RemarkIterating the power set

Starting from $\mathbb{N}$ , Cantor's theorem produces a strictly increasing sequence of cardinalities:

$|\mathbb{N}| < |\mathcal{P}(\mathbb{N})| < |\mathcal{P}(\mathcal{P}(\mathbb{N}))| < \cdots$

i.e., $\aleph_0 < 2^{\aleph_0} < 2^{2^{\aleph_0}} < \cdots$ . These are the beth numbers: $\beth_0, \beth_1, \beth_2, \ldots$ . The process continues transfinitely.
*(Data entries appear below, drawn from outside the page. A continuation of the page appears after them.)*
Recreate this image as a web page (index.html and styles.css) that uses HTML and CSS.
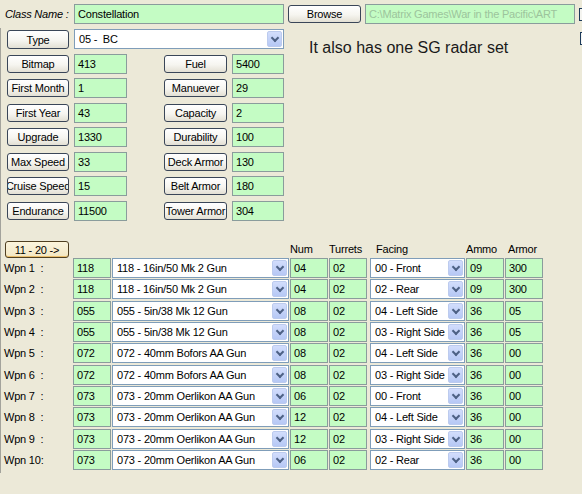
FILE: index.html
```html
<!DOCTYPE html>
<html>
<head>
<meta charset="utf-8">
<link rel="stylesheet" href="styles.css">
</head>
<body>
<div class="page">
  <div class="toprow">
    <div class="cls-label">Class Name :</div>
    <div class="fld name-field">Constellation</div>
    <div class="btn browse"><span>Browse</span></div>
    <div class="fld path">C:\Matrix Games\War in the Pacific\ART</div>
    <div class="chk chk1"></div>
  </div>

  <div class="panel">
    <div class="upper">
      <div class="stats">
        <div class="btn"><span>Type</span></div>
        <div class="combo type-combo"><span class="ctext">05 -&nbsp; BC</span><span class="arrow"></span></div>

        <div class="btn"><span>Bitmap</span></div>
        <div class="fld">413</div>
        <div class="btn rbtn"><span>Fuel</span></div>
        <div class="fld">5400</div>

        <div class="btn"><span>First Month</span></div>
        <div class="fld">1</div>
        <div class="btn rbtn"><span>Manuever</span></div>
        <div class="fld">29</div>

        <div class="btn"><span>First Year</span></div>
        <div class="fld">43</div>
        <div class="btn rbtn"><span>Capacity</span></div>
        <div class="fld">2</div>

        <div class="btn"><span>Upgrade</span></div>
        <div class="fld">1330</div>
        <div class="btn rbtn"><span>Durability</span></div>
        <div class="fld">100</div>

        <div class="btn"><span>Max Speed</span></div>
        <div class="fld">33</div>
        <div class="btn rbtn"><span>Deck Armor</span></div>
        <div class="fld">130</div>

        <div class="btn"><span>Cruise Speed</span></div>
        <div class="fld">15</div>
        <div class="btn rbtn"><span>Belt Armor</span></div>
        <div class="fld">180</div>

        <div class="btn"><span>Endurance</span></div>
        <div class="fld">11500</div>
        <div class="btn rbtn"><span>Tower Armor</span></div>
        <div class="fld">304</div>
      </div>
      <div class="note-col">
        <div class="note">It also has one SG radar set</div>
        <div class="chk chk2"></div>
      </div>
    </div>

    <div class="wgrid whead">
      <div class="btn next"><span>11 - 20 -&gt;</span></div>
      <div></div>
      <div></div>
      <div class="hl">Num</div>
      <div class="hl">Turrets</div>
      <div class="hl hfacing">Facing</div>
      <div class="hl">Ammo</div>
      <div class="hl harmor">Armor</div>
    </div>

    <div class="wgrid wrows">
      <div class="wl">Wpn 1 &nbsp;:</div><div class="fld">118</div><div class="combo"><span class="ctext">118 - 16in/50 Mk 2 Gun</span><span class="arrow"></span></div><div class="fld">04</div><div class="fld">02</div><div class="combo facing"><span class="ctext">00 - Front</span><span class="arrow"></span></div><div class="fld">09</div><div class="fld">300</div>
      <div class="wl">Wpn 2 &nbsp;:</div><div class="fld">118</div><div class="combo"><span class="ctext">118 - 16in/50 Mk 2 Gun</span><span class="arrow"></span></div><div class="fld">04</div><div class="fld">02</div><div class="combo facing"><span class="ctext">02 - Rear</span><span class="arrow"></span></div><div class="fld">09</div><div class="fld">300</div>
      <div class="wl">Wpn 3 &nbsp;:</div><div class="fld">055</div><div class="combo"><span class="ctext">055 - 5in/38 Mk 12 Gun</span><span class="arrow"></span></div><div class="fld">08</div><div class="fld">02</div><div class="combo facing"><span class="ctext">04 - Left Side</span><span class="arrow"></span></div><div class="fld">36</div><div class="fld">05</div>
      <div class="wl">Wpn 4 &nbsp;:</div><div class="fld">055</div><div class="combo"><span class="ctext">055 - 5in/38 Mk 12 Gun</span><span class="arrow"></span></div><div class="fld">08</div><div class="fld">02</div><div class="combo facing"><span class="ctext">03 - Right Side</span><span class="arrow"></span></div><div class="fld">36</div><div class="fld">05</div>
      <div class="wl">Wpn 5 &nbsp;:</div><div class="fld">072</div><div class="combo"><span class="ctext">072 - 40mm Bofors AA Gun</span><span class="arrow"></span></div><div class="fld">08</div><div class="fld">02</div><div class="combo facing"><span class="ctext">04 - Left Side</span><span class="arrow"></span></div><div class="fld">36</div><div class="fld">00</div>
      <div class="wl">Wpn 6 &nbsp;:</div><div class="fld">072</div><div class="combo"><span class="ctext">072 - 40mm Bofors AA Gun</span><span class="arrow"></span></div><div class="fld">08</div><div class="fld">02</div><div class="combo facing"><span class="ctext">03 - Right Side</span><span class="arrow"></span></div><div class="fld">36</div><div class="fld">00</div>
      <div class="wl">Wpn 7 &nbsp;:</div><div class="fld">073</div><div class="combo"><span class="ctext">073 - 20mm Oerlikon AA Gun</span><span class="arrow"></span></div><div class="fld">06</div><div class="fld">02</div><div class="combo facing"><span class="ctext">00 - Front</span><span class="arrow"></span></div><div class="fld">36</div><div class="fld">00</div>
      <div class="wl">Wpn 8 &nbsp;:</div><div class="fld">073</div><div class="combo"><span class="ctext">073 - 20mm Oerlikon AA Gun</span><span class="arrow"></span></div><div class="fld">12</div><div class="fld">02</div><div class="combo facing"><span class="ctext">04 - Left Side</span><span class="arrow"></span></div><div class="fld">36</div><div class="fld">00</div>
      <div class="wl">Wpn 9 &nbsp;:</div><div class="fld">073</div><div class="combo"><span class="ctext">073 - 20mm Oerlikon AA Gun</span><span class="arrow"></span></div><div class="fld">12</div><div class="fld">02</div><div class="combo facing"><span class="ctext">03 - Right Side</span><span class="arrow"></span></div><div class="fld">36</div><div class="fld">00</div>
      <div class="wl">Wpn 10:</div><div class="fld">073</div><div class="combo"><span class="ctext">073 - 20mm Oerlikon AA Gun</span><span class="arrow"></span></div><div class="fld">06</div><div class="fld">02</div><div class="combo facing"><span class="ctext">02 - Rear</span><span class="arrow"></span></div><div class="fld">36</div><div class="fld">00</div>
    </div>
  </div>
</div>
</body>
</html>
```
FILE: styles.css
```css
html, body {
  margin: 0;
  padding: 0;
  background: #ece9d8;
  overflow: hidden;
}
body {
  width: 582px;
  height: 494px;
  font-family: "Liberation Sans", Arial, sans-serif;
  font-size: 11px;
  letter-spacing: -0.2px;
  color: #000;
}
.page {
  width: 600px;
  padding-top: 4px;
}
* { box-sizing: border-box; }

/* generic controls */
.fld {
  height: 20px;
  background: #c4fcc4;
  border: 1px solid #8a9c9c;
  padding-left: 3px;
  line-height: 18px;
  white-space: nowrap;
  overflow: hidden;
}
.btn {
  height: 18px;
  border: 1px solid #3a4658;
  border-radius: 3px;
  background: linear-gradient(#ffffff, #f6f5f0 55%, #e3e0d4);
  display: flex;
  justify-content: center;
  align-items: center;
  overflow: hidden;
  white-space: nowrap;
  align-self: center;
}
.btn span { flex: none; }
.combo {
  height: 20px;
  background: #fff;
  border: 1px solid #7f9db9;
  display: flex;
  align-items: center;
  overflow: hidden;
  white-space: nowrap;
}
.ctext {
  flex: 1;
  padding-left: 4px;
  overflow: hidden;
}
.arrow {
  flex: none;
  width: 15px;
  height: 16px;
  margin-right: 1px;
  background: linear-gradient(#d2ddfc, #b6c8f5);
  border: 1px solid #bccbee;
  border-radius: 2px;
  display: flex;
  justify-content: center;
  align-items: center;
}
.arrow::after {
  content: "";
  width: 4px;
  height: 4px;
  border-right: 2px solid #4d6185;
  border-bottom: 2px solid #4d6185;
  transform: translateY(-1px) rotate(45deg);
}
.chk {
  flex: none;
  width: 13px;
  height: 13px;
  border: 1px solid #1c3a5a;
  background: #f4f4f0;
}

/* top row */
.toprow {
  display: flex;
  align-items: flex-start;
  height: 20px;
}
.cls-label {
  width: 74px;
  padding-left: 5px;
  line-height: 20px;
  font-style: italic;
  white-space: nowrap;
}
.name-field { width: 210px; }
.browse {
  width: 73px;
  margin-left: 4px;
  margin-top: 1px;
  align-self: flex-start;
}
.path {
  width: 210px;
  margin-left: 4px;
  color: #9cc49c;
}
.chk1 {
  margin-left: 4px;
  margin-top: 4px;
}

/* panel */
.panel {
  margin-top: 4px;
  height: 445px;
  border-left: 1px solid #a3a39c;
}
.upper {
  display: flex;
  align-items: flex-start;
}
.stats {
  padding-top: 1px;
  padding-left: 6px;
  display: grid;
  grid-template-columns: 62px 53px 95px 52px;
  grid-auto-rows: 20px;
  column-gap: 5px;
  row-gap: 4.5px;
}
.stats .btn { width: 62px; }
.stats .rbtn { width: 63px; justify-self: end; }
.type-combo { grid-column: 2 / 5; }
.stats > .btn:first-child { height: 19px; align-self: end; }

.note-col {
  flex: 1;
  margin-left: 25px;
  display: flex;
  align-items: flex-start;
}
.note {
  flex: 1;
  margin-top: 11px;
  font-size: 16px;
  letter-spacing: 0;
  line-height: 18px;
  color: #1a1a1a;
  white-space: nowrap;
}
.chk2 {
  margin-top: 4px;
  margin-right: 7px;
}

/* weapons */
.wgrid {
  display: grid;
  grid-template-columns: 71px 38px 177px 38px 38px 97px 38px 38px;
  column-gap: 1px;
}
.whead {
  margin-top: 20.5px;
  height: 17px;
  align-items: center;
}
.next {
  margin-left: 4px;
  width: 64px;
  height: 17px;
  border-color: #4f3f22;
  background: linear-gradient(#fbf5df, #f3e7c2);
  box-shadow: inset 0 -1px 0 #e8bd6a, inset 0 1px 0 #fff6d8;
}
.hl { white-space: nowrap; line-height: 17px; }
.hfacing { padding-left: 8px; }
.harmor { padding-left: 3px; }

.wrows {
  grid-auto-rows: 20px;
  row-gap: 1.33px;
}
.wl {
  padding-left: 3px;
  line-height: 20px;
  white-space: nowrap;
}
.facing { margin-left: 2px; }
```
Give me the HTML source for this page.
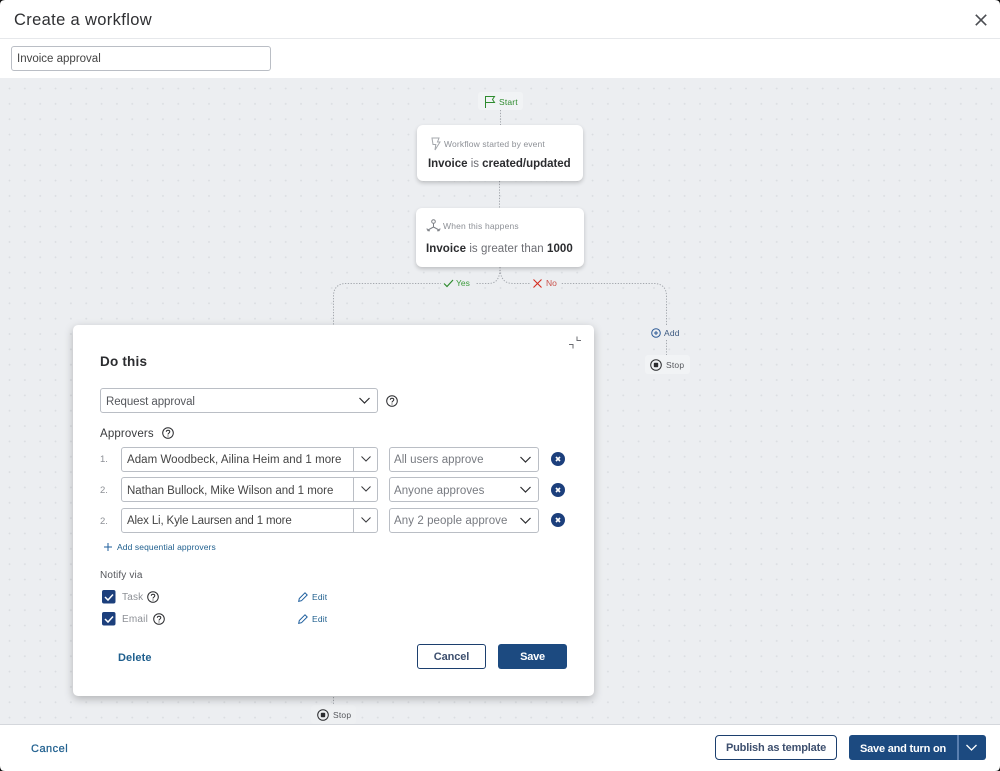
<!DOCTYPE html>
<html><head><meta charset="utf-8"><style>
*{box-sizing:border-box}
html,body{margin:0;padding:0;width:1000px;height:771px;overflow:hidden;background:#fff;font-family:"Liberation Sans",sans-serif;color:#393a3d}
.a{position:absolute;white-space:nowrap}
.card{position:absolute;background:#fff;border-radius:6px;box-shadow:0 2px 4px rgba(0,0,0,.2)}
.in{position:absolute;background:#fff;border:1px solid #babec5;border-radius:3px;height:25px}
.t{position:absolute;white-space:nowrap;font-size:11.5px;line-height:14px}
svg{position:absolute;overflow:visible}
.pill{position:absolute;background:#f1f3f5;border-radius:3px}
.x{font-size:8.5px;line-height:11px}
</style></head><body>
<div class="a" style="left:0;top:78px;width:1000px;height:646px;background-color:#eceef1;background-image:radial-gradient(circle at 1.5px 1.5px,#dadde1 0.7px,transparent 1.1px);background-size:15.35px 15.35px;background-position:8px 9px"></div>
<div class="a" style="left:0;top:38px;width:1000px;height:1px;background:#e6e8eb"></div>
<div class="a" style="left:0;top:724px;width:1000px;height:1px;background:#d4d7dc"></div>

<div class="t" style="left:14px;top:10px;font-size:16.5px;line-height:20px;color:#2f3033;letter-spacing:.35px">Create a workflow</div>
<svg style="left:975px;top:14px" width="12" height="12"><path d="M.8.8 11.2 11.2M11.2.8.8 11.2" stroke="#4b4d52" stroke-width="1.600" fill="none"/></svg>
<div class="in" style="left:11px;top:46px;width:260px"></div>
<div class="t" style="left:17px;top:52px;letter-spacing:0;color:#444">Invoice approval</div>

<svg style="left:0;top:0" width="1000" height="771" fill="none" stroke="#a4a8ae" stroke-width="1" stroke-dasharray="1.300 1.500">
<path d="M500.500 110V125M499.500 181V208M500 267C500 278 497 283.500 488 283.500H346C338 283.500 333.500 288 333.500 296V325M500 267C500 278 504 283.500 513 283.500H654C662 283.500 666.500 288 666.500 296V326M666.500 340V357M333.500 697V707"/>
</svg>

<div class="pill" style="left:478px;top:92px;width:45px;height:18px"></div>
<svg style="left:484px;top:95px" width="12" height="14" fill="none" stroke="#2e8b2e" stroke-width="1"><path d="M1.500 13V1.500H10.500L8.500 4.500 10.500 7.500H1.500"/></svg>
<div class="t x" style="left:499px;top:97px;color:#2e8b2e;letter-spacing:.15px">Start</div>

<div class="card" style="left:417px;top:125px;width:166px;height:56px"></div>
<svg style="left:430px;top:137px" width="12" height="14" fill="none" stroke="#a5a8ad" stroke-width="1"><path d="M2 1H9L7.500 5H10L5 13 5.800 7.500H3Z"/></svg>
<div class="t x" style="left:444px;top:139px;color:#8d9096;letter-spacing:.13px">Workflow started by event</div>
<div class="t" style="left:428px;top:157px;color:#2b2c2f;letter-spacing:-.02px"><b>Invoice</b> <span style="color:#6b6c72">is</span> <b>created/updated</b></div>

<div class="card" style="left:416px;top:208px;width:168px;height:59px"></div>
<svg style="left:426px;top:219px" width="15" height="14" fill="none" stroke="#7d8086" stroke-width="1"><circle cx="7.500" cy="2.500" r="1.800"/><path d="M7.500 4.500V8M7.500 8 2 11M7.500 8 13 11M.8 9.500 2 11.800 4 11.800M14.200 9.500 13 11.800 11 11.800"/></svg>
<div class="t x" style="left:443px;top:221px;color:#8d9096;letter-spacing:.18px">When this happens</div>
<div class="t" style="left:426px;top:242px;color:#2b2c2f;letter-spacing:.06px"><b>Invoice</b> <span style="color:#6b6c72">is greater than</span> <b>1000</b></div>

<div class="a" style="left:441px;top:277px;width:35px;height:13px;background:#eceef1"></div>
<svg style="left:443px;top:279px" width="11" height="9" fill="none" stroke="#2e8b2e" stroke-width="1.200"><path d="M1 4.500 4 7.500 10 1"/></svg>
<div class="t x" style="left:456px;top:278px;color:#3c9b3c">Yes</div>
<div class="a" style="left:531px;top:277px;width:30px;height:13px;background:#eceef1"></div>
<svg style="left:533px;top:279px" width="9" height="9" fill="none" stroke="#d52b1e" stroke-width="1.100"><path d="M.5.500 8.500 8.500M8.500.500.5 8.500"/></svg>
<div class="t x" style="left:546px;top:278px;color:#c9504a">No</div>

<div class="a" style="left:648px;top:326px;width:36px;height:14px;background:#eceef1"></div>
<svg style="left:651px;top:328px" width="10" height="10" fill="none" stroke="#2c5a96" stroke-width="1"><circle cx="5" cy="5" r="4.300"/><path d="M5 3V7M3 5H7"/></svg>
<div class="t x" style="left:664px;top:328px;color:#3d5a80;letter-spacing:.2px">Add</div>
<div class="pill" style="left:645px;top:355px;width:45px;height:19px"></div>
<svg style="left:650px;top:359px" width="12" height="12"><circle cx="6" cy="6" r="5.300" fill="none" stroke="#2b2c2f" stroke-width="1"/><rect x="3.800" y="3.800" width="4.400" height="4.400" rx=".8" fill="#2b2c2f"/></svg>
<div class="t x" style="left:666px;top:360px;color:#55575c;letter-spacing:.2px">Stop</div>

<div class="pill" style="left:311px;top:705px;width:45px;height:19px;background:#eef0f2"></div>
<svg style="left:317px;top:709px" width="12" height="12"><circle cx="6" cy="6" r="5.300" fill="none" stroke="#2b2c2f" stroke-width="1"/><rect x="3.800" y="3.800" width="4.400" height="4.400" rx=".8" fill="#2b2c2f"/></svg>
<div class="t x" style="left:333px;top:710px;color:#55575c;letter-spacing:.2px">Stop</div>

<!-- dialog -->
<div class="a" style="left:73px;top:325px;width:521px;height:371px;background:#fff;border-radius:5px;box-shadow:0 3px 9px rgba(0,0,0,.25)"></div>
<svg style="left:568px;top:336px" width="14" height="14" fill="none" stroke="#6b6c72" stroke-width="1"><path d="M9 0.500V4.500H13M1 8.500H5V12.500"/></svg>
<div class="t" style="left:100px;top:354px;font-size:13.500px;line-height:16px;font-weight:bold;color:#2b2c2f;letter-spacing:.2px">Do this</div>

<div class="in" style="left:100px;top:388px;width:278px"></div>
<div class="t" style="left:106px;top:395px;letter-spacing:-.08px;color:#55575c">Request approval</div>
<svg style="left:359px;top:397px" width="11" height="7" fill="none" stroke="#2b2c2f" stroke-width="1.200"><path d="M.5 1 5.500 6 10.500 1"/></svg>
<svg style="left:386px;top:395px" width="12" height="12" fill="none" stroke="#2b2c2f" stroke-width="1"><circle cx="6" cy="6" r="5.300"/><path d="M4.300 4.700C4.300 2.700 7.800 2.700 7.800 4.700 7.800 6 6 6 6 7.500M6 8.500V9.500"/></svg>

<div class="t" style="left:100px;top:427px;letter-spacing:.15px;color:#393a3d">Approvers</div>
<svg style="left:162px;top:427px" width="12" height="12" fill="none" stroke="#2b2c2f" stroke-width="1"><circle cx="6" cy="6" r="5.300"/><path d="M4.300 4.700C4.300 2.700 7.800 2.700 7.800 4.700 7.800 6 6 6 6 7.500M6 8.500V9.500"/></svg>

<div class="t" style="left:100px;top:453px;font-size:9.500px;color:#8d9096">1.</div>
<div class="in" style="left:121px;top:447px;width:257px"></div>
<div class="a" style="left:353px;top:447px;width:1px;height:25px;background:#babec5"></div>
<div class="t" style="left:127px;top:453px;letter-spacing:.05px;color:#444">Adam Woodbeck, Ailina Heim and 1 more</div>
<svg style="left:361px;top:456px" width="10" height="6" fill="none" stroke="#393a3d" stroke-width="1"><path d="M.5.500 5 5 9.500.500"/></svg>

<div class="t" style="left:100px;top:484px;font-size:9.500px;color:#8d9096">2.</div>
<div class="in" style="left:121px;top:477px;width:257px"></div>
<div class="a" style="left:353px;top:477px;width:1px;height:25px;background:#babec5"></div>
<div class="t" style="left:127px;top:484px;letter-spacing:-.02px;color:#444">Nathan Bullock, Mike Wilson and 1 more</div>
<svg style="left:361px;top:486px" width="10" height="6" fill="none" stroke="#393a3d" stroke-width="1"><path d="M.5.500 5 5 9.500.500"/></svg>

<div class="t" style="left:100px;top:515px;font-size:9.500px;color:#8d9096">2.</div>
<div class="in" style="left:121px;top:508px;width:257px"></div>
<div class="a" style="left:353px;top:508px;width:1px;height:25px;background:#babec5"></div>
<div class="t" style="left:127px;top:514px;letter-spacing:-.15px;color:#444">Alex Li, Kyle Laursen and 1 more</div>
<svg style="left:361px;top:517px" width="10" height="6" fill="none" stroke="#393a3d" stroke-width="1"><path d="M.5.500 5 5 9.500.500"/></svg>

<div class="in" style="left:389px;top:447px;width:150px"></div>
<div class="t" style="left:394px;top:453px;letter-spacing:.04px;color:#777a80">All users approve</div>
<svg style="left:520px;top:456px" width="11" height="7" fill="none" stroke="#2b2c2f" stroke-width="1.200"><path d="M.5 1 5.500 6 10.500 1"/></svg>
<div class="in" style="left:389px;top:477px;width:150px"></div>
<div class="t" style="left:394px;top:484px;letter-spacing:.06px;color:#777a80">Anyone approves</div>
<svg style="left:520px;top:486px" width="11" height="7" fill="none" stroke="#2b2c2f" stroke-width="1.200"><path d="M.5 1 5.500 6 10.500 1"/></svg>
<div class="in" style="left:389px;top:508px;width:150px"></div>
<div class="t" style="left:394px;top:514px;letter-spacing:.08px;color:#777a80">Any 2 people approve</div>
<svg style="left:520px;top:517px" width="11" height="7" fill="none" stroke="#2b2c2f" stroke-width="1.200"><path d="M.5 1 5.500 6 10.500 1"/></svg>

<svg style="left:551px;top:452px" width="15" height="15"><circle cx="7" cy="7" r="7" fill="#1c3f7c"/><path d="M5 5 9 9M9 5 5 9" stroke="#fff" stroke-width="1.600" fill="none"/></svg>
<svg style="left:551px;top:483px" width="15" height="15"><circle cx="7" cy="7" r="7" fill="#1c3f7c"/><path d="M5 5 9 9M9 5 5 9" stroke="#fff" stroke-width="1.600" fill="none"/></svg>
<svg style="left:551px;top:513px" width="15" height="15"><circle cx="7" cy="7" r="7" fill="#1c3f7c"/><path d="M5 5 9 9M9 5 5 9" stroke="#fff" stroke-width="1.600" fill="none"/></svg>

<svg style="left:104px;top:543px" width="8" height="8" fill="none" stroke="#1f5f9e" stroke-width="1"><path d="M4 0V8M0 4H8"/></svg>
<div class="t x" style="left:117px;top:542px;color:#1f5f8e;letter-spacing:.1px">Add sequential approvers</div>

<div class="t" style="left:100px;top:569px;font-size:10px;color:#55575c;letter-spacing:.15px">Notify via</div>

<svg style="left:102px;top:590px" width="14" height="14"><rect width="13.500" height="13.500" rx="2" fill="#1c3f7c"/><path d="M3 7 6 10 11 4.500" stroke="#fff" stroke-width="1.500" fill="none"/></svg>
<div class="t" style="left:122px;top:591px;font-size:10px;color:#8d9096;letter-spacing:.2px">Task</div>
<svg style="left:147px;top:591px" width="12" height="12" fill="none" stroke="#2b2c2f" stroke-width="1"><circle cx="6" cy="6" r="5.300"/><path d="M4.300 4.700C4.300 2.700 7.800 2.700 7.800 4.700 7.800 6 6 6 6 7.500M6 8.500V9.500"/></svg>
<svg style="left:298px;top:592px" width="10" height="10" fill="none" stroke="#1f5f9e" stroke-width="1"><path d="M.7 9.300 1.300 6.500 7 .8 9.200 3 3.500 8.700Z"/></svg>
<div class="t x" style="left:312px;top:592px;color:#1f5f8e;letter-spacing:.15px">Edit</div>

<svg style="left:102px;top:612px" width="14" height="14"><rect width="13.500" height="13.500" rx="2" fill="#1c3f7c"/><path d="M3 7 6 10 11 4.500" stroke="#fff" stroke-width="1.500" fill="none"/></svg>
<div class="t" style="left:122px;top:613px;font-size:10px;color:#8d9096;letter-spacing:.2px">Email</div>
<svg style="left:153px;top:613px" width="12" height="12" fill="none" stroke="#2b2c2f" stroke-width="1"><circle cx="6" cy="6" r="5.300"/><path d="M4.300 4.700C4.300 2.700 7.800 2.700 7.800 4.700 7.800 6 6 6 6 7.500M6 8.500V9.500"/></svg>
<svg style="left:298px;top:614px" width="10" height="10" fill="none" stroke="#1f5f9e" stroke-width="1"><path d="M.7 9.300 1.300 6.500 7 .8 9.200 3 3.500 8.700Z"/></svg>
<div class="t x" style="left:312px;top:614px;color:#1f5f8e;letter-spacing:.15px">Edit</div>

<div class="t" style="left:118px;top:651px;font-weight:bold;font-size:11px;color:#1f5f8e;letter-spacing:.1px">Delete</div>
<div class="a" style="left:417px;top:644px;width:69px;height:25px;border:1.200px solid #1c3f6e;border-radius:3px;background:#fff;text-align:center;font-size:11px;font-weight:bold;line-height:24px;color:#3d4f6e;letter-spacing:-.1px">Cancel</div>
<div class="a" style="left:498px;top:644px;width:69px;height:25px;border-radius:3px;background:#1c4a80;text-align:center;font-size:11px;font-weight:bold;line-height:26px;color:#fff;letter-spacing:-.25px">Save</div>

<div class="t" style="left:31px;top:742px;font-size:11px;font-weight:normal;color:#1f5f8e;letter-spacing:.5px;-webkit-text-stroke:.25px #1f5f8e">Cancel</div>
<div class="a" style="left:715px;top:735px;width:122px;height:25px;border:1.200px solid #1c3f6e;border-radius:4px;background:#fff;text-align:center;font-size:11px;font-weight:bold;line-height:24px;color:#3d4f6e;letter-spacing:-.17px">Publish as template</div>
<div class="a" style="left:849px;top:735px;width:137px;height:25px;border-radius:3px;background:#1c4a80"></div>
<div class="a" style="left:957px;top:735px;width:2px;height:25px;background:#5a7fb0"></div>
<div class="t" style="left:860px;top:742px;font-size:11px;font-weight:bold;color:#fff;letter-spacing:-.2px">Save and turn on</div>
<svg style="left:966px;top:744px" width="11" height="7" fill="none" stroke="#fff" stroke-width="1.300"><path d="M.5 1 5.500 6 10.500 1"/></svg>

<svg style="left:0;top:0" width="1000" height="771" fill="#111"><path d="M0 0H5Q0 0 0 5ZM1000 0H995Q1000 0 1000 5ZM0 771H5Q0 771 0 766ZM1000 771H995Q1000 771 1000 766Z"/></svg>
</body></html>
ExampleVariations of the diagonal argument

Uncountability of $\mathbb{R}$ : Specializing to $A = \mathbb{N}$ and identifying $\mathcal{P}(\mathbb{N})$ with $\{0,1\}^{\mathbb{N}}$ (binary sequences), Cantor's theorem gives $|\mathbb{N}| < |\{0,1\}^{\mathbb{N}}| = |\mathbb{R}|$ .
No universal set: If a "universal set" $U$ with $U \in U$ existed, then $\mathrm{id}: U \to \mathcal{P}(U)$ (treating elements as subsets) would be a surjection, contradicting Cantor.
Russell's paradox: The diagonal set $D = \{a : a \notin f(a)\}$ with $f = \mathrm{id}$ becomes $R = \{x : x \notin x\}$ , recovering Russell's paradox from Cantor's argument.

Theorem5.7No set of all cardinals

There is no set containing all cardinal numbers. The collection of all cardinals is a proper class.

RemarkEaston's theorem

While Cantor's theorem shows $2^\kappa > \kappa$ , and Konig's theorem gives $\mathrm{cf}(2^\kappa) > \kappa$ , Easton's theorem (1970) shows that these are essentially the only ZFC restrictions on the exponential function for regular cardinals. That is, any function $F$ on regular cardinals satisfying $\kappa < F(\kappa)$ and $\kappa \leq \lambda \implies F(\kappa) \leq F(\lambda)$ and $\mathrm{cf}(F(\kappa)) > \kappa$ can be realized as $\kappa \mapsto 2^\kappa$ in some model of ZFC.